# Tutorial 2. Classifier-free Guidance

## 1 Introduction

In this tutorial, we'll explore how to customize a classifier-free guidance (CFG) model for a specific task. Let's first review how CFG works.

### 1.1 Classifier-free Guidance
We consider a conditional generation task, where we want to sample from a conditional distribution $q_0(\bm x|\bm y)$. The score function can be written as

$$
\begin{equation}
\nabla_{\bm x}\log q_t(\bm x_t|\bm y)=\nabla_{\bm x}\log q_t(\bm x_t) + \nabla_{\bm x}\log q_t(\bm y|\bm x_t),
\end{equation}
$$

where the first term on the right side is the score function of unconditional distribution $q_t(\bm x_t)$ that can be estimated by training an unconditional diffusion model on the dataset. The second term is what the guidance methods need to estimate. CFG uses $\nabla_{\bm x}\log q_t(\bm y|\bm x_t)=\nabla_{\bm x}\log q_t(\bm x_t|\bm y)-\nabla_{\bm x}\log q_t(\bm x_t)$. By training a conditional noise prediction model $\bm\epsilon_\theta(\bm x_t, t, \bm y)$, the sampling process can be guided with no additional classifier:

$$
\begin{equation}
\bar{\bm\epsilon_\theta}(\bm x_t, t, \bm y)=\bm\epsilon_\theta(\bm x_t, t)-w\cdot\left(\bm\epsilon_\theta(\bm x_t, t, \bm y)-\bm\epsilon_\theta(\bm x_t, t)\right),
\end{equation}
$$

where $w$ is the guidance strength. In practice, we use a dummy condition $\bm y=\bm\Phi$ to represent unconditional generation, i.e., $\bm\epsilon_\theta(\bm x_t, t,\bm\Phi)=\bm\epsilon_\theta(\bm x_t, t)$.

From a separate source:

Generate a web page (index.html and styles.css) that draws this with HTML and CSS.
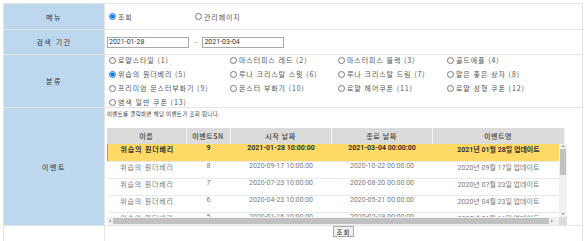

In decision-making, the condition $\bm y$ may be highly complex multi-modal data, e.g., image-based observations, language instructions, point clouds, and so on. Some works even use large transformers for multimodal fusion processing of conditions, while using small MLPs as the diffusion NN backbone. Therefore, in CleanDiffuser, we believe it is forward-looking and necessary to decouple the neural networks of Diffusion $\bm\epsilon_\theta$ and the conditions $\bm\zeta_\phi$ to facilitate development and debugging. The conditional diffusion models in CleanDiffuser are actually implemented as $\epsilon_\theta(\bm x_t, t, \bm\zeta_\phi(\bm y))$, and the dummy condition is defined to be zeros $\bm\zeta_\phi(\bm\Phi)=\bm 0$ without loss of generality. This is why in tutorial 1, we need both a `NNDiffusion` and a `NNCondition` to create a diffusion model. The `NNDiffusion` is the $\bm\epsilon_\theta$ here and the `NNCondition` is the $\bm\zeta_\phi$.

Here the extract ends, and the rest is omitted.